Terminal Exile

Everybody's on a "journey"

I find myself increasingly marooned in a world where nobody simply goes to the shops or gets a promotion anymore. Instead, they embark upon a journey. This tiresome word has crept into our everyday vocabulary like a damp rot, turning the mundane realities of human existence into a series of poorly scripted epic poems. It's everywhere. You cannot switch on the television without some weeping contestant declaring that their ability to bake a slightly less soggy biscuit has been an emotional journey.

The true culprit behind this nonsense is our modern obsession with self-importance. We have become entirely incapable of accepting that life is largely made up of routine, minor mishaps, and rather dull stretches of waiting for things to happen. To admit that one is simply muddling through life is apparently too bleak a prospect to face. Therefore, we must elevate our daily trundles into grand, transformative odysseys. If you lose a bit of weight, you have not merely stopped eating so many pies. You have completed a profound health journey. If you manage to hold down a job for more than six months without insulting your employer, it's a career journey.

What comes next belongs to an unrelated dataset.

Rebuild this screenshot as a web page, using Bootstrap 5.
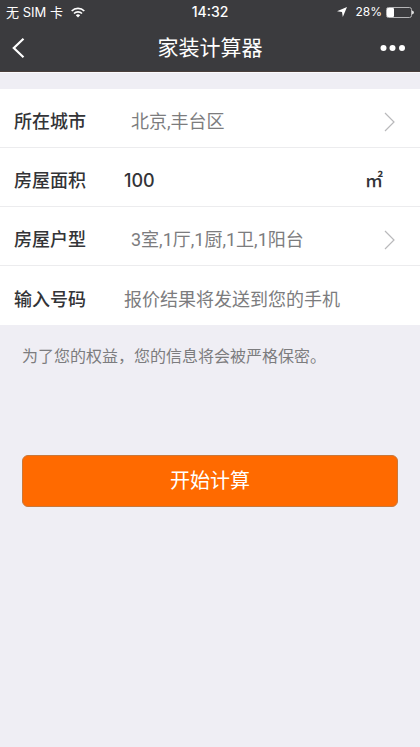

This linguistic inflation does something quite dangerous to our collective sanity. By treating every minor personal development as a spiritual quest, we lose all sense of perspective. It creates a ridiculous expectation that every moment of our lives must have a deeper narrative arc. We begin to view our flaws not as inconveniences or bad habits, but as dramatic hurdles placed in our path by destiny. It's an utterly exhausting way to live, and it strips away the vital coping mechanism of self-deprecating humour.

If everything is a journey, then presumably there must be a grand destination at the end of it. Yet the people who use this word most fervently never seem to arrive anywhere. They remain perpetually in transit, constantly discovering things about themselves that anyone with an ounce of common sense could have told them in five minutes.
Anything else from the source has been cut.